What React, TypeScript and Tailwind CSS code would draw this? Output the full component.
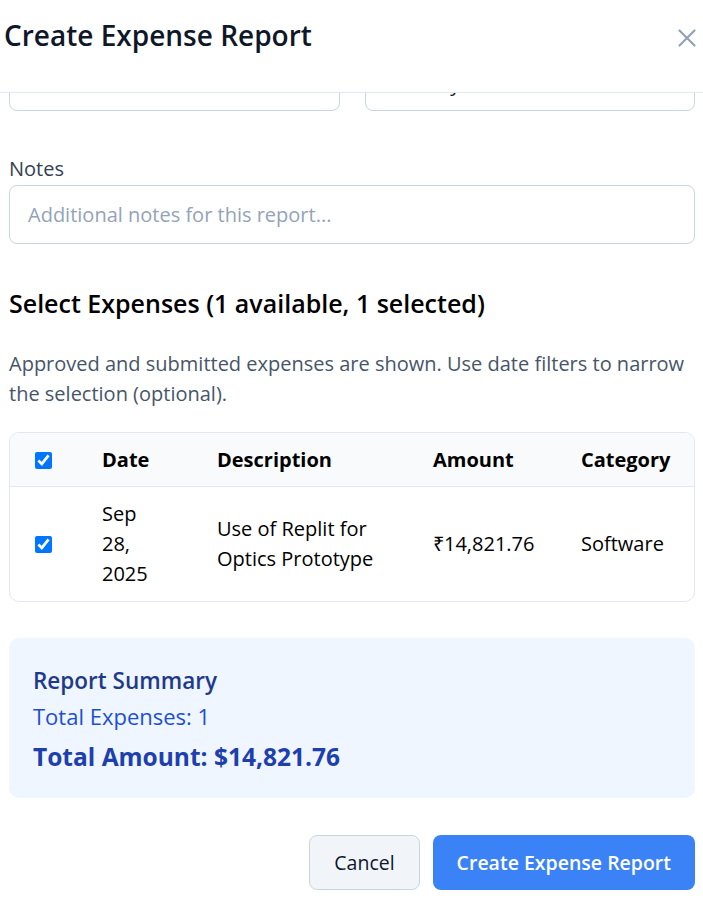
import React from "react";

const rows = [
  {
    date: "Sep 28, 2025",
    description: "Use of Replit for Optics Prototype",
    amount: "₹14,821.76",
    category: "Software",
  },
];

function CloseIcon() {
  return (
    <svg width="18" height="18" viewBox="0 0 18 18" fill="none" stroke="#94a3b8" strokeWidth="2.2" strokeLinecap="round">
      <path d="M1.5 1.5 16.5 16.5" />
      <path d="M16.5 1.5 1.5 16.5" />
    </svg>
  );
}

export default function App() {
  return (
    <div className="relative h-[924px] w-[703px] overflow-hidden bg-white font-['Open_Sans',sans-serif] text-[20px] text-[#0f172a]">
      <header className="flex h-[93px] items-start justify-between border-b border-[#e2e8f0] pl-[4px] pr-[7px]">
        <h2 className="pt-[18px] text-[28px] font-semibold leading-[34px] text-[#0f172a]">Create Expense Report</h2>
        <button type="button" className="mt-[29px]">
          <CloseIcon />
        </button>
      </header>

      <div className="h-[831px] overflow-hidden">
        <div className="-mt-[40px] pl-[9px] pr-[8px]">
          <div className="grid grid-cols-2 gap-[25px]">
            <div className="flex h-[58px] items-center rounded-[8px] border border-[#cbd5e1] px-[18px] text-[#0f172a]">
              09/01/2025
            </div>
            <div className="flex h-[58px] items-center rounded-[8px] border border-[#cbd5e1] px-[18px] pt-[4px] text-[#0f172a]">
              Monthly
            </div>
          </div>

          <label className="mt-[43px] block font-medium leading-[30px] text-[#334155]">Notes</label>
          <div className="mt-[1px] flex h-[59px] items-center rounded-[8px] border border-[#cbd5e1] px-[18px] text-[#94a3b8]">
            Additional notes for this report...
          </div>

          <h3 className="mt-[43px] text-[25px] font-semibold leading-[32px] text-black">
            Select Expenses (1 available, 1 selected)
          </h3>
          <p className="mt-[30px] leading-[30px] text-[#475569]">
            Approved and submitted expenses are shown. Use date filters to narrow the selection (optional).
          </p>

          <div className="mt-[23px] overflow-hidden rounded-[10px] border border-[#e2e8f0]">
            <table className="w-full table-fixed border-collapse text-left">
              <colgroup>
                <col className="w-[76px]" />
                <col className="w-[115px]" />
                <col className="w-[216px]" />
                <col className="w-[148px]" />
                <col />
              </colgroup>
              <thead className="bg-[#f8fafc]">
                <tr className="border-b border-[#e2e8f0]">
                  <th className="pt-[12px] pb-[11px] pl-[25px] align-middle">
                    <input type="checkbox" defaultChecked className="block h-[17px] w-[17px]" />
                  </th>
                  <th className="pt-[12px] pb-[11px] px-[16px] font-bold leading-[30px] text-black">Date</th>
                  <th className="pt-[12px] pb-[11px] px-[16px] font-bold leading-[30px] text-black">Description</th>
                  <th className="pt-[12px] pb-[11px] px-[16px] font-bold leading-[30px] text-black">Amount</th>
                  <th className="pt-[12px] pb-[11px] px-[16px] font-bold leading-[30px] text-black">Category</th>
                </tr>
              </thead>
              <tbody>
                {rows.map((r) => (
                  <tr key={r.description} className="leading-[30px] text-black">
                    <td className="py-[12px] pl-[25px] align-middle">
                      <input type="checkbox" defaultChecked className="block h-[17px] w-[17px]" />
                    </td>
                    <td className="py-[12px] px-[16px] align-middle">
                      <div className="w-[52px]">{r.date}</div>
                    </td>
                    <td className="py-[12px] px-[16px] align-middle">
                      <div className="w-[175px]">{r.description}</div>
                    </td>
                    <td className="py-[12px] px-[16px] align-middle">{r.amount}</td>
                    <td className="py-[12px] px-[16px] align-middle">{r.category}</td>
                  </tr>
                ))}
              </tbody>
            </table>
          </div>

          <div className="mt-[36px] rounded-[10px] bg-[#eff6ff] px-[24px] pt-[28px] pb-[24px]">
            <div className="text-[22.5px] font-semibold leading-[30px] text-[#1e3a8a]">Report Summary</div>
            <div className="mt-[5px] text-[22px] leading-[30px] text-[#1d4ed8]">Total Expenses: 1</div>
            <div className="mt-[9px] text-[24.5px] font-bold leading-[34px] text-[#1e40af]">Total Amount: $14,821.76</div>
          </div>

          <div className="mt-[37px] flex justify-end gap-[13px]">
            <button type="button" className="h-[55px] rounded-[8px] border border-[#cbd5e1] bg-[#f1f5f9] px-[24px] text-[19.5px] font-medium text-[#0f172a]">
              Cancel
            </button>
            <button type="button" className="h-[55px] rounded-[8px] bg-[#3b82f6] px-[24px] text-[19.5px] font-semibold text-white">
              Create Expense Report
            </button>
          </div>
        </div>
      </div>
    </div>
  );
}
------------------------
» **Exercise objective**
Quote each line of the listing exactly, but leave the pictures out.

» **Solution**
What React, TypeScript and Tailwind CSS code would draw this? Output the full component.
import React from "react";

const rows = [
  {
    date: "Sep 28, 2025",
    description: "Use of Replit for Optics Prototype",
    amount: "₹14,821.76",
    category: "Software",
  },
];

function CloseIcon() {
  return (
    <svg width="18" height="18" viewBox="0 0 18 18" fill="none" stroke="#94a3b8" strokeWidth="2.2" strokeLinecap="round">
      <path d="M1.5 1.5 16.5 16.5" />
      <path d="M16.5 1.5 1.5 16.5" />
    </svg>
  );
}

export default function App() {
  return (
    <div className="relative h-[924px] w-[703px] overflow-hidden bg-white font-['Open_Sans',sans-serif] text-[20px] text-[#0f172a]">
      <header className="flex h-[93px] items-start justify-between border-b border-[#e2e8f0] pl-[4px] pr-[7px]">
        <h2 className="pt-[18px] text-[28px] font-semibold leading-[34px] text-[#0f172a]">Create Expense Report</h2>
        <button type="button" className="mt-[29px]">
          <CloseIcon />
        </button>
      </header>

      <div className="h-[831px] overflow-hidden">
        <div className="-mt-[40px] pl-[9px] pr-[8px]">
          <div className="grid grid-cols-2 gap-[25px]">
            <div className="flex h-[58px] items-center rounded-[8px] border border-[#cbd5e1] px-[18px] text-[#0f172a]">
              09/01/2025
            </div>
            <div className="flex h-[58px] items-center rounded-[8px] border border-[#cbd5e1] px-[18px] pt-[4px] text-[#0f172a]">
              Monthly
            </div>
          </div>

          <label className="mt-[43px] block font-medium leading-[30px] text-[#334155]">Notes</label>
          <div className="mt-[1px] flex h-[59px] items-center rounded-[8px] border border-[#cbd5e1] px-[18px] text-[#94a3b8]">
            Additional notes for this report...
          </div>

          <h3 className="mt-[43px] text-[25px] font-semibold leading-[32px] text-black">
            Select Expenses (1 available, 1 selected)
          </h3>
          <p className="mt-[30px] leading-[30px] text-[#475569]">
            Approved and submitted expenses are shown. Use date filters to narrow the selection (optional).
          </p>

          <div className="mt-[23px] overflow-hidden rounded-[10px] border border-[#e2e8f0]">
            <table className="w-full table-fixed border-collapse text-left">
              <colgroup>
                <col className="w-[76px]" />
                <col className="w-[115px]" />
                <col className="w-[216px]" />
                <col className="w-[148px]" />
                <col />
              </colgroup>
              <thead className="bg-[#f8fafc]">
                <tr className="border-b border-[#e2e8f0]">
                  <th className="pt-[12px] pb-[11px] pl-[25px] align-middle">
                    <input type="checkbox" defaultChecked className="block h-[17px] w-[17px]" />
                  </th>
                  <th className="pt-[12px] pb-[11px] px-[16px] font-bold leading-[30px] text-black">Date</th>
                  <th className="pt-[12px] pb-[11px] px-[16px] font-bold leading-[30px] text-black">Description</th>
                  <th className="pt-[12px] pb-[11px] px-[16px] font-bold leading-[30px] text-black">Amount</th>
                  <th className="pt-[12px] pb-[11px] px-[16px] font-bold leading-[30px] text-black">Category</th>
                </tr>
              </thead>
              <tbody>
                {rows.map((r) => (
                  <tr key={r.description} className="leading-[30px] text-black">
                    <td className="py-[12px] pl-[25px] align-middle">
                      <input type="checkbox" defaultChecked className="block h-[17px] w-[17px]" />
                    </td>
                    <td className="py-[12px] px-[16px] align-middle">
                      <div className="w-[52px]">{r.date}</div>
                    </td>
                    <td className="py-[12px] px-[16px] align-middle">
                      <div className="w-[175px]">{r.description}</div>
                    </td>
                    <td className="py-[12px] px-[16px] align-middle">{r.amount}</td>
                    <td className="py-[12px] px-[16px] align-middle">{r.category}</td>
                  </tr>
                ))}
              </tbody>
            </table>
          </div>

          <div className="mt-[36px] rounded-[10px] bg-[#eff6ff] px-[24px] pt-[28px] pb-[24px]">
            <div className="text-[22.5px] font-semibold leading-[30px] text-[#1e3a8a]">Report Summary</div>
            <div className="mt-[5px] text-[22px] leading-[30px] text-[#1d4ed8]">Total Expenses: 1</div>
            <div className="mt-[9px] text-[24.5px] font-bold leading-[34px] text-[#1e40af]">Total Amount: $14,821.76</div>
          </div>

          <div className="mt-[37px] flex justify-end gap-[13px]">
            <button type="button" className="h-[55px] rounded-[8px] border border-[#cbd5e1] bg-[#f1f5f9] px-[24px] text-[19.5px] font-medium text-[#0f172a]">
              Cancel
            </button>
            <button type="button" className="h-[55px] rounded-[8px] bg-[#3b82f6] px-[24px] text-[19.5px] font-semibold text-white">
              Create Expense Report
            </button>
          </div>
        </div>
      </div>
    </div>
  );
}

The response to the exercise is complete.